ニコンは4日、不妊治療に使う顕微鏡を5日に発売すると発表した。顕微鏡を用いて卵子に精子を注入する「顕微授精」向けで、必要な設定をワンタッチでできるボタンを備えた。操作の工程数を約75%減らし、受精作業をする「胚培養士」の負担軽減につなげる。

製品名は「エクリプス ティーアイツーアイ」。顕微授精には精子や卵子の観察、精子の注入など6つのプロセスがある。従来型の顕微鏡では対物レンズや光量などの複雑な設定をその都度する手間があった。新製品ではプロセスごとの設定を1つのボタンに集約し、作業を簡略化できる。

独自の光学技術も生かし、視野の明るさも高めた。
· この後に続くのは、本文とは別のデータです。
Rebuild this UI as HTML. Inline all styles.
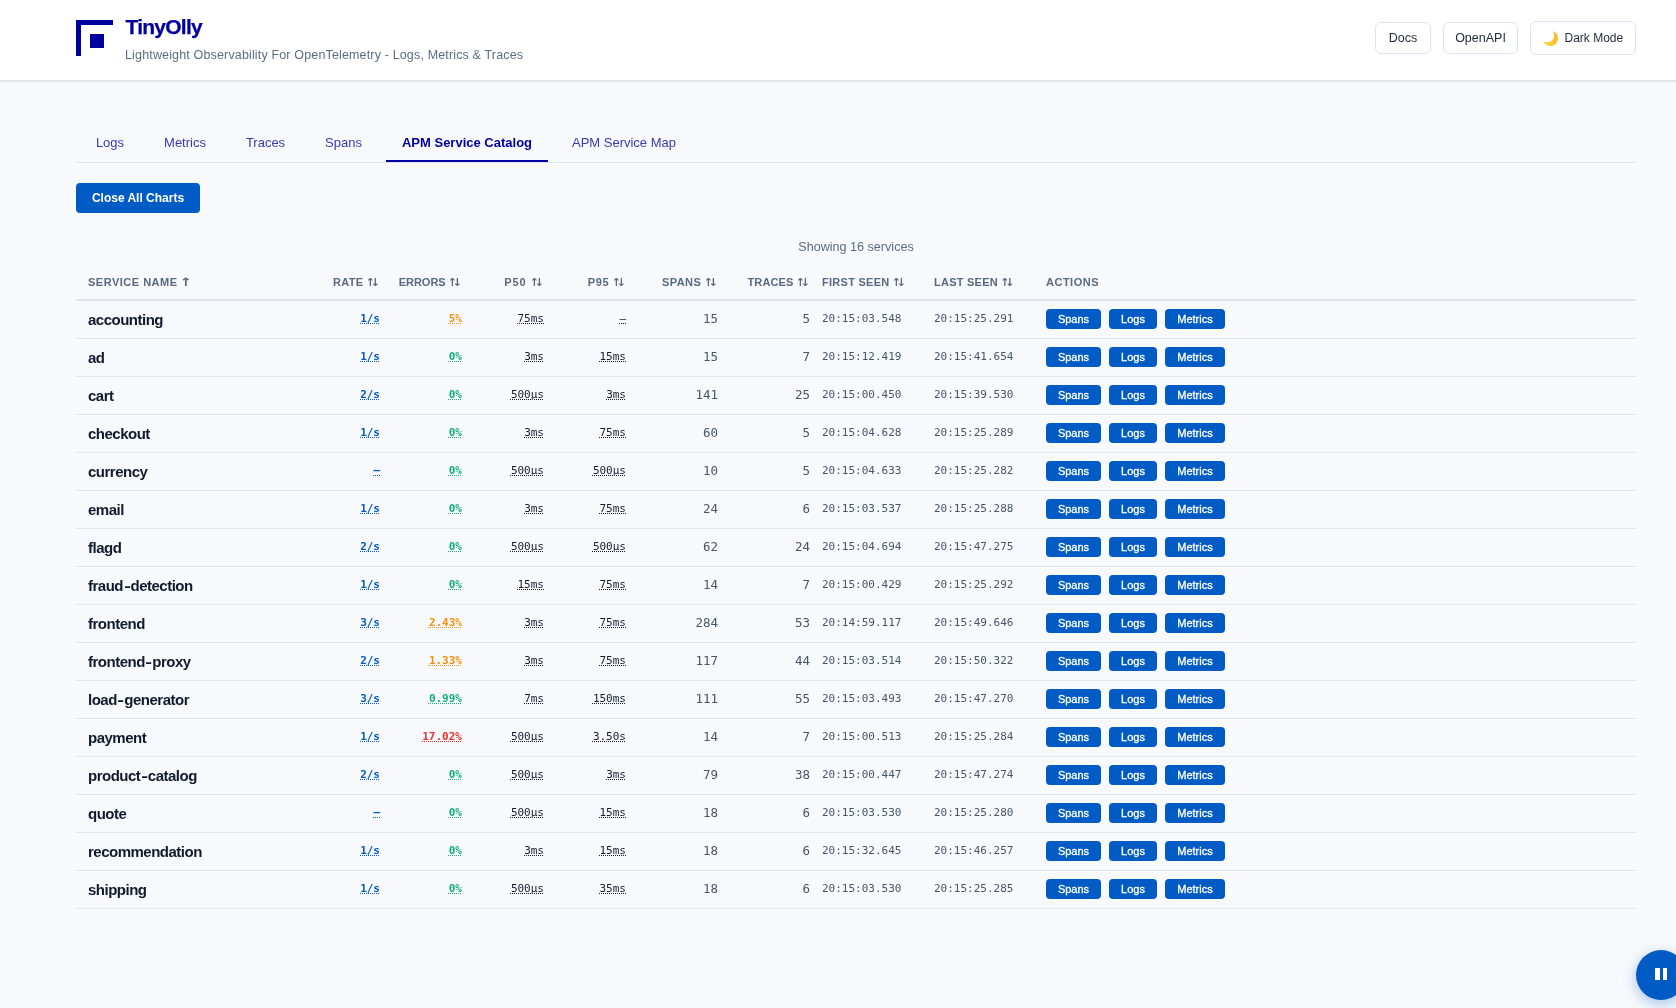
<!DOCTYPE html>
<html lang="en">
<head>
<meta charset="utf-8">
<title>TinyOlly</title>
<style>
*{box-sizing:border-box;margin:0;padding:0}
html,body{width:1676px;height:1008px;overflow:hidden}
body{will-change:transform;-webkit-font-smoothing:antialiased;background:#f8f9fc;font-family:"Liberation Sans",sans-serif;color:#1e293b;position:relative}
.hdr{position:absolute;left:0;top:0;width:1676px;height:81px;background:#fff;border-bottom:1px solid #dde3ec;box-shadow:0 1px 2px rgba(0,0,0,.09)}
.logo{position:absolute;left:76px;top:20px;width:37px;height:36px}
.title{position:absolute;left:125.5px;top:15px;font-size:21px;letter-spacing:-.75px;-webkit-text-stroke:.25px #0000a0;font-weight:700;color:#0000a0;line-height:24px;white-space:nowrap}
.sub{position:absolute;left:125px;top:47px;font-size:12.5px;letter-spacing:.155px;color:#5c6c84;line-height:16px;white-space:nowrap}
.hb{position:absolute;background:#fff;border:1px solid #dbe2f0;border-radius:6px;font-size:12px;color:#1e293b;text-align:center;white-space:nowrap}
.tabs{position:absolute;left:76px;top:124px;width:1560px;height:39px;border-bottom:1px solid #dfe5ef}
.tab{position:absolute;top:0;height:38px;line-height:38px;font-size:13px;color:#3a3ab0;white-space:nowrap;text-align:center}
.tab.on{color:#0000a0;font-weight:700;border-bottom:2px solid #0000a0}
.close{position:absolute;left:76px;top:183px;width:124px;height:30px;border-radius:4px;background:#005bc4;color:#fff;font-weight:700;font-size:12px;line-height:30px;text-align:center;white-space:nowrap}
.showing{position:absolute;left:76px;top:239px;width:1560px;text-align:center;font-size:12.6px;line-height:16px;color:#5c6c84}
.wrap{position:absolute;left:76px;top:263px;width:1560px}
table{border-collapse:collapse;table-layout:fixed;width:1560px}
th{height:37px;font-size:11px;font-weight:700;letter-spacing:.5px;color:#5a6880;text-transform:uppercase;text-align:left;padding:2px 6px 0;border-bottom:2px solid #dfe5ef;white-space:nowrap}
th.r,td.r{text-align:right}
th:first-child,td:first-child{padding-left:12px}
td{height:38px;padding:0 6px;border-bottom:1px solid #dfe5ef;white-space:nowrap;vertical-align:middle}
td.nm{font-size:15px;letter-spacing:-.5px;font-weight:700;color:#111a2e}
td.r,td.ts{font-family:"DejaVu Sans Mono","Liberation Mono",monospace;font-size:11px;padding-bottom:2px}
td.r{padding-right:5px}
.u{text-decoration:underline dotted;text-decoration-thickness:1px;text-underline-offset:1px}
td.rate{color:#005bc4;font-weight:700}
td.err{font-weight:700}
td.err.eg{color:#12b076}
td.err.ew{color:#f2900c}
td.err.er{color:#e5302f}
td.lat{color:#131c30}
td.num{color:#475569;font-size:12.5px}
td.ts{color:#475569}
.b{display:inline-block;height:20px;line-height:20px;border:0;border-radius:4px;background:#005bc4;color:#fff;font-family:"Liberation Sans",sans-serif;font-size:11px;width:55px;text-align:center;vertical-align:middle;-webkit-text-stroke:.3px #fff}
.b2{width:48px;margin-left:8px}
.b3{width:60px;margin-left:8px}
.fab{position:absolute;left:1636px;top:950px;width:50px;height:50px;border-radius:50%;background:#005bc4;box-shadow:0 4px 14px rgba(0,91,196,.35)}
.fab i{position:absolute;top:17.5px;width:4.5px;height:12.5px;background:#fff}
.a{font-family:"DejaVu Sans",sans-serif;font-size:11px;letter-spacing:-4.2px;margin-right:3.2px;margin-left:-1px}
.a1{display:inline-block;font-family:"DejaVu Sans",sans-serif;font-size:11.5px;letter-spacing:0;transform:scaleX(1.28);margin-left:-.6px}
th.fs,td.fs{padding-left:7px}
.hy{display:inline-block;transform:scaleX(1.35);margin:0 1.5px}
</style>
</head>
<body>
<div class="hdr">
<svg class="logo" viewBox="0 0 37 36"><path d="M0 0H37V5H5V36H0Z" fill="#0000a0"/><rect x="14" y="14" width="14" height="14" fill="#0000a0"/></svg>
<div class="title">TinyOlly</div>
<div class="sub">Lightweight Observability For OpenTelemetry - Logs, Metrics &amp; Traces</div>
<div class="hb" style="left:1375px;top:22px;width:56px;height:32px;line-height:30px;font-size:12.5px">Docs</div>
<div class="hb" style="left:1443px;top:22px;width:75px;height:32px;line-height:30px;font-size:12.5px">OpenAPI</div>
<svg style="position:absolute;left:1540px;top:28px;width:20px;height:20px;z-index:2" viewBox="1540 28 20 20"><defs><linearGradient id="mg" x1="0" y1="1" x2="1" y2="0"><stop offset="0" stop-color="#fde047"/><stop offset=".5" stop-color="#fbc12d"/><stop offset="1" stop-color="#f7b52a"/></linearGradient></defs><path d="M1552.7 31.2A7.56 7.56 0 1 1 1543.2 40.7A6.75 6.75 0 0 0 1552.7 31.2Z" fill="url(#mg)"/></svg>
<div class="hb" style="left:1530px;top:21px;width:106px;height:34px;line-height:32px;text-align:left;padding-left:33.5px">Dark Mode</div>
</div>
<div class="tabs">
<div class="tab" style="left:4px;width:60px">Logs</div>
<div class="tab" style="left:72px;width:74px">Metrics</div>
<div class="tab" style="left:154px;width:71px">Traces</div>
<div class="tab" style="left:233px;width:69px">Spans</div>
<div class="tab on" style="left:310px;width:162px">APM Service Catalog</div>
<div class="tab" style="left:480px;width:136px">APM Service Map</div>
</div>
<div class="close">Close All Charts</div>
<div class="showing">Showing 16 services</div>
<div class="wrap">
<table>
<colgroup><col style="width:227px"><col style="width:82px"><col style="width:82px"><col style="width:82px"><col style="width:82px"><col style="width:92px"><col style="width:92px"><col style="width:113px"><col style="width:112px"><col></colgroup>
<thead><tr><th>Service Name <span class="a1">↑</span></th><th class="r" style="letter-spacing:0.3px">Rate <span class="a">↑↓</span></th><th class="r" style="letter-spacing:0px">Errors <span class="a">↑↓</span></th><th class="r" style="letter-spacing:1.0px">P50 <span class="a">↑↓</span></th><th class="r" style="letter-spacing:0.6px">P95 <span class="a">↑↓</span></th><th class="r" style="letter-spacing:0.45px">Spans <span class="a">↑↓</span></th><th class="r" style="letter-spacing:0.15px">Traces <span class="a">↑↓</span></th><th class="fs" style="letter-spacing:0.27px">First Seen <span class="a">↑↓</span></th><th style="letter-spacing:0.25px">Last Seen <span class="a">↑↓</span></th><th>Actions</th></tr></thead>
<tbody>
<tr><td class="nm">accounting</td><td class="r rate"><span class="u">1/s</span></td><td class="r err ew"><span class="u">5%</span></td><td class="r lat"><span class="u">75ms</span></td><td class="r lat"><span class="u">–</span></td><td class="r num">15</td><td class="r num">5</td><td class="ts fs">20:15:03.548</td><td class="ts">20:15:25.291</td><td class="act"><button class="b">Spans</button><button class="b b2">Logs</button><button class="b b3">Metrics</button></td></tr>
<tr><td class="nm">ad</td><td class="r rate"><span class="u">1/s</span></td><td class="r err eg"><span class="u">0%</span></td><td class="r lat"><span class="u">3ms</span></td><td class="r lat"><span class="u">15ms</span></td><td class="r num">15</td><td class="r num">7</td><td class="ts fs">20:15:12.419</td><td class="ts">20:15:41.654</td><td class="act"><button class="b">Spans</button><button class="b b2">Logs</button><button class="b b3">Metrics</button></td></tr>
<tr><td class="nm">cart</td><td class="r rate"><span class="u">2/s</span></td><td class="r err eg"><span class="u">0%</span></td><td class="r lat"><span class="u">500µs</span></td><td class="r lat"><span class="u">3ms</span></td><td class="r num">141</td><td class="r num">25</td><td class="ts fs">20:15:00.450</td><td class="ts">20:15:39.530</td><td class="act"><button class="b">Spans</button><button class="b b2">Logs</button><button class="b b3">Metrics</button></td></tr>
<tr><td class="nm">checkout</td><td class="r rate"><span class="u">1/s</span></td><td class="r err eg"><span class="u">0%</span></td><td class="r lat"><span class="u">3ms</span></td><td class="r lat"><span class="u">75ms</span></td><td class="r num">60</td><td class="r num">5</td><td class="ts fs">20:15:04.628</td><td class="ts">20:15:25.289</td><td class="act"><button class="b">Spans</button><button class="b b2">Logs</button><button class="b b3">Metrics</button></td></tr>
<tr><td class="nm">currency</td><td class="r rate"><span class="u">–</span></td><td class="r err eg"><span class="u">0%</span></td><td class="r lat"><span class="u">500µs</span></td><td class="r lat"><span class="u">500µs</span></td><td class="r num">10</td><td class="r num">5</td><td class="ts fs">20:15:04.633</td><td class="ts">20:15:25.282</td><td class="act"><button class="b">Spans</button><button class="b b2">Logs</button><button class="b b3">Metrics</button></td></tr>
<tr><td class="nm">email</td><td class="r rate"><span class="u">1/s</span></td><td class="r err eg"><span class="u">0%</span></td><td class="r lat"><span class="u">3ms</span></td><td class="r lat"><span class="u">75ms</span></td><td class="r num">24</td><td class="r num">6</td><td class="ts fs">20:15:03.537</td><td class="ts">20:15:25.288</td><td class="act"><button class="b">Spans</button><button class="b b2">Logs</button><button class="b b3">Metrics</button></td></tr>
<tr><td class="nm">flagd</td><td class="r rate"><span class="u">2/s</span></td><td class="r err eg"><span class="u">0%</span></td><td class="r lat"><span class="u">500µs</span></td><td class="r lat"><span class="u">500µs</span></td><td class="r num">62</td><td class="r num">24</td><td class="ts fs">20:15:04.694</td><td class="ts">20:15:47.275</td><td class="act"><button class="b">Spans</button><button class="b b2">Logs</button><button class="b b3">Metrics</button></td></tr>
<tr><td class="nm">fraud<span class="hy">-</span>detection</td><td class="r rate"><span class="u">1/s</span></td><td class="r err eg"><span class="u">0%</span></td><td class="r lat"><span class="u">15ms</span></td><td class="r lat"><span class="u">75ms</span></td><td class="r num">14</td><td class="r num">7</td><td class="ts fs">20:15:00.429</td><td class="ts">20:15:25.292</td><td class="act"><button class="b">Spans</button><button class="b b2">Logs</button><button class="b b3">Metrics</button></td></tr>
<tr><td class="nm">frontend</td><td class="r rate"><span class="u">3/s</span></td><td class="r err ew"><span class="u">2.43%</span></td><td class="r lat"><span class="u">3ms</span></td><td class="r lat"><span class="u">75ms</span></td><td class="r num">284</td><td class="r num">53</td><td class="ts fs">20:14:59.117</td><td class="ts">20:15:49.646</td><td class="act"><button class="b">Spans</button><button class="b b2">Logs</button><button class="b b3">Metrics</button></td></tr>
<tr><td class="nm">frontend<span class="hy">-</span>proxy</td><td class="r rate"><span class="u">2/s</span></td><td class="r err ew"><span class="u">1.33%</span></td><td class="r lat"><span class="u">3ms</span></td><td class="r lat"><span class="u">75ms</span></td><td class="r num">117</td><td class="r num">44</td><td class="ts fs">20:15:03.514</td><td class="ts">20:15:50.322</td><td class="act"><button class="b">Spans</button><button class="b b2">Logs</button><button class="b b3">Metrics</button></td></tr>
<tr><td class="nm">load<span class="hy">-</span>generator</td><td class="r rate"><span class="u">3/s</span></td><td class="r err eg"><span class="u">0.99%</span></td><td class="r lat"><span class="u">7ms</span></td><td class="r lat"><span class="u">150ms</span></td><td class="r num">111</td><td class="r num">55</td><td class="ts fs">20:15:03.493</td><td class="ts">20:15:47.270</td><td class="act"><button class="b">Spans</button><button class="b b2">Logs</button><button class="b b3">Metrics</button></td></tr>
<tr><td class="nm">payment</td><td class="r rate"><span class="u">1/s</span></td><td class="r err er"><span class="u">17.02%</span></td><td class="r lat"><span class="u">500µs</span></td><td class="r lat"><span class="u">3.50s</span></td><td class="r num">14</td><td class="r num">7</td><td class="ts fs">20:15:00.513</td><td class="ts">20:15:25.284</td><td class="act"><button class="b">Spans</button><button class="b b2">Logs</button><button class="b b3">Metrics</button></td></tr>
<tr><td class="nm">product<span class="hy">-</span>catalog</td><td class="r rate"><span class="u">2/s</span></td><td class="r err eg"><span class="u">0%</span></td><td class="r lat"><span class="u">500µs</span></td><td class="r lat"><span class="u">3ms</span></td><td class="r num">79</td><td class="r num">38</td><td class="ts fs">20:15:00.447</td><td class="ts">20:15:47.274</td><td class="act"><button class="b">Spans</button><button class="b b2">Logs</button><button class="b b3">Metrics</button></td></tr>
<tr><td class="nm">quote</td><td class="r rate"><span class="u">–</span></td><td class="r err eg"><span class="u">0%</span></td><td class="r lat"><span class="u">500µs</span></td><td class="r lat"><span class="u">15ms</span></td><td class="r num">18</td><td class="r num">6</td><td class="ts fs">20:15:03.530</td><td class="ts">20:15:25.280</td><td class="act"><button class="b">Spans</button><button class="b b2">Logs</button><button class="b b3">Metrics</button></td></tr>
<tr><td class="nm">recommendation</td><td class="r rate"><span class="u">1/s</span></td><td class="r err eg"><span class="u">0%</span></td><td class="r lat"><span class="u">3ms</span></td><td class="r lat"><span class="u">15ms</span></td><td class="r num">18</td><td class="r num">6</td><td class="ts fs">20:15:32.645</td><td class="ts">20:15:46.257</td><td class="act"><button class="b">Spans</button><button class="b b2">Logs</button><button class="b b3">Metrics</button></td></tr>
<tr><td class="nm">shipping</td><td class="r rate"><span class="u">1/s</span></td><td class="r err eg"><span class="u">0%</span></td><td class="r lat"><span class="u">500µs</span></td><td class="r lat"><span class="u">35ms</span></td><td class="r num">18</td><td class="r num">6</td><td class="ts fs">20:15:03.530</td><td class="ts">20:15:25.285</td><td class="act"><button class="b">Spans</button><button class="b b2">Logs</button><button class="b b3">Metrics</button></td></tr>
</tbody>
</table>
</div>
<div class="fab"><i style="left:19px"></i><i style="left:26.7px"></i></div>
</body>
</html>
顕微授精では卵子の中にある「紡錘体」と呼ばれる構造体の観察が重要になる。見えにくい紡錘体を全方位でカラー表示することで、精子を卵子に注入する際に針を刺す角度を見極めやすくする。

価格は仕様によって異なり、国内で800万〜1000万円程度を想定する。海外を含め生殖医療を手掛ける医療機関に売り込む。

同日都内で説明会を開いた山口達也常務執行役員は「少子化は国内にとどまらず海外でも課題となっており、積極的に販売していく」と話した。2022年4月から顕微授精を含む不妊治療が国内で保険適用になった。不妊治療による出生児数は拡大している。